Riconosce che occorre preoccuparsi della buona redazione tecnica dei disegni di legge, tanto più che il lavoro parlamentare nei tempi moderni si è andato sempre più specializzando. Ma si domanda se con l’istituzione delle Commissioni non si cada nell’inconveniente di un’eccessiva specializzazione. In sostanza, quando si rimprovera alla burocrazia di legiferare male, ci si riferisce non solo ad eventuali deficienze di capacità e di preparazione della burocrazia stessa, ma anche al fatto di una visione troppo specializzata e quindi troppo ristretta dei vari problemi esaminati; si avverte che manca quel coordinamento che potrebbe essere compiuto da un organo di più complessa e varia competenza, capace di considerare le singole questioni da un punto di vista non solo particolare, ma anche generale. L’istituzione delle Commissioni potrebbe far sorgere l’inconveniente accennato, con gravi conseguenze da un punto di vista politico, perché una valutazione tutta particolare dei vari interessi verrebbe a sostituirsi a quella di carattere generale.

Un altro pericolo infine può aversi. Le Commissioni, in quanto organi più ristretti, possono essere soggette più facilmente a pressioni dall’esterno, alle quali meglio si sottrae un’Assemblea parlamentare, perché composta di un numero assai più grande di membri.

In ogni modo, non sarebbe male che la discussione generale dei provvedimenti da rinviare alle Commissioni avvenisse nella Assemblea plenaria. Le Commissioni dovrebbero semplicemente esaminare i singoli articoli e, compiuto tale esame, i disegni di legge dovrebbero ritornare in Assemblea plenaria per essere messi in votazione.

MANNIRONI è del parere che la proposta dell’onorevole Perassi possa essere approvata, a condizione però che essa sia abbinata a quella formulata dall’onorevole Cappi.

LACONI osserva che, se si adotterà il sistema delle Commissioni, sarà necessario stabilire la pubblicità delle sedute di queste.

NOBILE è favorevole alla proposta che il rinvio dei disegni di legge alle Commissioni debba essere deciso dall’Assemblea plenaria. Non è d’accordo, invece, nell’altra proposta che l’Assemblea plenaria debba approvare i disegni di legge rinviati alle Commissioni, perché ciò richiederebbe troppo tempo. Le Commissioni, a suo avviso, dovrebbero avere il potere anche di votare i disegni di legge sottoposti al loro esame. Per questo trova giusta la proposta fatta dall’onorevole Laconi, di dare pubblicità alle sedute delle Commissioni.

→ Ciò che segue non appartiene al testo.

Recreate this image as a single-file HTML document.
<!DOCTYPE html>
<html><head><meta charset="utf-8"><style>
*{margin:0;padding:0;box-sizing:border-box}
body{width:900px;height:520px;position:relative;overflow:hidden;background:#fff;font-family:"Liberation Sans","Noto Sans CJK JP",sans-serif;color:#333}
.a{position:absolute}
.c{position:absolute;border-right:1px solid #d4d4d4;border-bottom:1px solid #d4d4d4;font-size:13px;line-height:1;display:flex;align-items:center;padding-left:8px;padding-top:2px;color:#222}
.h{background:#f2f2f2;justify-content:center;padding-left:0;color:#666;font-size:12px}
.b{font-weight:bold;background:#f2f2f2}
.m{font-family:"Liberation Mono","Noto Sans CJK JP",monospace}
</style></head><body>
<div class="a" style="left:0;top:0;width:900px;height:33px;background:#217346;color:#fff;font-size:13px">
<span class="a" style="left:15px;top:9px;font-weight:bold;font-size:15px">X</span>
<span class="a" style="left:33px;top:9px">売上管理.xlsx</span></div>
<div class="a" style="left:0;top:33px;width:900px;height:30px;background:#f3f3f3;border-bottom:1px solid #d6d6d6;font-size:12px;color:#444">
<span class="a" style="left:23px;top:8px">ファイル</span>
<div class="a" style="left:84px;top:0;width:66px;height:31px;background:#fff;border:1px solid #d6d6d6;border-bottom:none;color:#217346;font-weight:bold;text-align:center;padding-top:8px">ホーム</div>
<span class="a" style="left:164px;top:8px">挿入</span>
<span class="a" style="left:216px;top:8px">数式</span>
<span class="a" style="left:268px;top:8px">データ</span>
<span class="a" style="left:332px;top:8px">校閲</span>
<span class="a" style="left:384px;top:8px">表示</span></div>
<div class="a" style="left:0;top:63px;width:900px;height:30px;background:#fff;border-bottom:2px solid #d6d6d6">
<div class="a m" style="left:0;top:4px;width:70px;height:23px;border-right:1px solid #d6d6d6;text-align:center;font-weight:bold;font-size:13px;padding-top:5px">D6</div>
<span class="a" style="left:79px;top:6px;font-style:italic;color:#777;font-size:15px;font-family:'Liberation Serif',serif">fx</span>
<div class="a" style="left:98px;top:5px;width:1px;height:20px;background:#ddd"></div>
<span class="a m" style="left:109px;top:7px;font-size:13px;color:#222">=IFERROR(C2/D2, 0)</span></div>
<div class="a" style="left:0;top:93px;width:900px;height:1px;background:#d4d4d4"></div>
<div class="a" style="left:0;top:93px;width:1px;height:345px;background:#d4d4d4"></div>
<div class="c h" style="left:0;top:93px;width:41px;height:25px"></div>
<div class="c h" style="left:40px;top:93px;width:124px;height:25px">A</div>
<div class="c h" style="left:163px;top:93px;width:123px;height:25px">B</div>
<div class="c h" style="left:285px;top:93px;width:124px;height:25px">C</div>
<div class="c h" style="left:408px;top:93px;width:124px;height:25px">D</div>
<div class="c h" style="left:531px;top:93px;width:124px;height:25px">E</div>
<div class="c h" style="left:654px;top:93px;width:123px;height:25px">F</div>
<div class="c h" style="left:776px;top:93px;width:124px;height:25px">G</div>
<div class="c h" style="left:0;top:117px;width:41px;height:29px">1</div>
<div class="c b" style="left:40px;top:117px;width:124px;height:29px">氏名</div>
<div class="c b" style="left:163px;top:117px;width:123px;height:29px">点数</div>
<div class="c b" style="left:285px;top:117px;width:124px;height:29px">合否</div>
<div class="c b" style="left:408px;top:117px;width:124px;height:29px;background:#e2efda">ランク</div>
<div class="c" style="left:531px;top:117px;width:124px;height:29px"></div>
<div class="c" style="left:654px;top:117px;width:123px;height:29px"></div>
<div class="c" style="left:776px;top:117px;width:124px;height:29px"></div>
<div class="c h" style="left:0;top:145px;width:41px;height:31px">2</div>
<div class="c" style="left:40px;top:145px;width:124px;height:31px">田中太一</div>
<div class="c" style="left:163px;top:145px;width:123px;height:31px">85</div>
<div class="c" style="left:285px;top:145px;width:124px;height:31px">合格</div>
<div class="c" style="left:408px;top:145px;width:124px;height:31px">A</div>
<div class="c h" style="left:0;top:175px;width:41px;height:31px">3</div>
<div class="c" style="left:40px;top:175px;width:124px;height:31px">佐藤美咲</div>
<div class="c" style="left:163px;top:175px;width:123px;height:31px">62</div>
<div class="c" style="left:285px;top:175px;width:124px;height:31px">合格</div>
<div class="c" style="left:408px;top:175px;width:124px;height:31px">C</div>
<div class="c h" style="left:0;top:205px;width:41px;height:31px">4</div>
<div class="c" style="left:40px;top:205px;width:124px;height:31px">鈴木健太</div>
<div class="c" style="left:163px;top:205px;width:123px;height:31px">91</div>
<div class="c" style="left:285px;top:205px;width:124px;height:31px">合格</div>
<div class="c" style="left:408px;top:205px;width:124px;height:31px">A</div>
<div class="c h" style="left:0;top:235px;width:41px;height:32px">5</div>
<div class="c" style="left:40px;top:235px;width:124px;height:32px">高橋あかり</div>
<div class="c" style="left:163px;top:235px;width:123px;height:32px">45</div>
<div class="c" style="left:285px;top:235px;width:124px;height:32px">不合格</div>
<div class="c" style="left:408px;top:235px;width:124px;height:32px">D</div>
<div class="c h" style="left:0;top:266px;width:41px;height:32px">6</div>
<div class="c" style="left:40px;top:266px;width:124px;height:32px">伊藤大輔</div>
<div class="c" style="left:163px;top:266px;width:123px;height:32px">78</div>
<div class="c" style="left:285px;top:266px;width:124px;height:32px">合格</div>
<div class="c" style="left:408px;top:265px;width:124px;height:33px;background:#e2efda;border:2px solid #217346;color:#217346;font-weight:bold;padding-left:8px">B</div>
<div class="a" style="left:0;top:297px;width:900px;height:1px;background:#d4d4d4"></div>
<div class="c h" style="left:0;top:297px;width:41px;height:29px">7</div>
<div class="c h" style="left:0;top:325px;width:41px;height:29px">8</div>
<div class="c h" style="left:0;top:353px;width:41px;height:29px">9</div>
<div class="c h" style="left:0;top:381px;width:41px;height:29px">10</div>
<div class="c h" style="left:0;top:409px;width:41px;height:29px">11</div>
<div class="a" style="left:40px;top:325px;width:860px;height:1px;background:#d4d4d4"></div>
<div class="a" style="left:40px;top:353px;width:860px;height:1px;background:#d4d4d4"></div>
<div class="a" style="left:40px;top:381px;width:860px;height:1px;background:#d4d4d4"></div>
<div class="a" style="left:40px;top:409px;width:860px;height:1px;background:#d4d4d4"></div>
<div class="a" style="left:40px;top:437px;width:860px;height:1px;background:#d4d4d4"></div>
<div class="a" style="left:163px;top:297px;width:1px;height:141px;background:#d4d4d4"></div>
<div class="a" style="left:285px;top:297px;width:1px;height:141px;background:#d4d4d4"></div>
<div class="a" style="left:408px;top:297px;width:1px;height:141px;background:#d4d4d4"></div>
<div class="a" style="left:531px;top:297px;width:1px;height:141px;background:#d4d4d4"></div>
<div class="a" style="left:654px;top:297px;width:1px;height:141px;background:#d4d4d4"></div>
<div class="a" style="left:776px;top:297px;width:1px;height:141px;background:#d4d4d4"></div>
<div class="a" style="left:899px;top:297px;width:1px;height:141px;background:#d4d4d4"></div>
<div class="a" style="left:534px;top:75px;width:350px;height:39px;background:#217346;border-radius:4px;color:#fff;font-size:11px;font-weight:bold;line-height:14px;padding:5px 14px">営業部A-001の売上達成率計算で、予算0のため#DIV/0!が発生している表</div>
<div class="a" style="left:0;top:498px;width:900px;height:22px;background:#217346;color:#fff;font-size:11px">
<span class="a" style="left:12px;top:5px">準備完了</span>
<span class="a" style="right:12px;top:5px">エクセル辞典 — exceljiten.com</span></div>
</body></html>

PRESIDENTE si associa personalmente alla proposta dell’onorevole Laconi.

FABBRI è favorevole alla proposta dell’onorevole Perassi, purché i disegni di legge, prima di essere rinviati all’esame delle Commissioni, siano discussi da un punto di vista generale in Assemblea plenaria. È contrario invece alla proposta dell’onorevole Cappi di delegare alle Commissioni l’approvazione definitiva dei provvedimenti a loro rinviati, perché ciò rappresenterebbe un completo esautoramento del Parlamento.

PATRICOLO domanda se non sia il caso, in riferimento alle osservazioni fatte dall’onorevole Mortati sulla mancanza di una visione politica generale da parte di Commissioni troppo specializzate, di aderire alla proposta, formulata dall’onorevole Conti nella sua relazione, di devolvere l’esame preventivo dei disegni di legge presentati alla Camera a una Commissione permanente legislativa all’uopo costituita.

VANONI osserva che la questione in esame è troppo importante per poter esser risolta senz’altro nella riunione odierna, e propone di invitare l’onorevole Perassi a formulare in proposito un’articolazione precisa da discutersi nella prossima riunione della Sottocommissione.

PERASSI osserva che sarebbe meglio affidare il compilo di redigere una proposta precisa per la risoluzione della questione finora discussa allo speciale Comitato che prossimamente dovrà riunirsi per l’esame di altri speciali problemi.

PRESIDENTE ritiene che sia meglio soprassedere ad ogni decisione in merito alla questione finora discussa.

La seduta termina alle 11.

Erano presenti: Ambrosini, Bocconi, Bordon, Bozzi, Bulloni, Cappi, Castiglia, Codacci Pisanelli, Conti, De Michele, Fabbri, Farini, Finocchiaro Aprile, Laconi, Lami Starnuti, La Rocca, Mannironi, Mortali, Nobile, Patricolo, Perassi, Piccioni, Targetti, Vanoni, Zuccarini.

In congedo: Leone Giovanni, Lussu, Terracini.

Assenti: Calamandrei, Di Giovanni, Einaudi, Fuschini, Grieco, Porzio, Ravagnan, Rossi, Tosato, Uberti.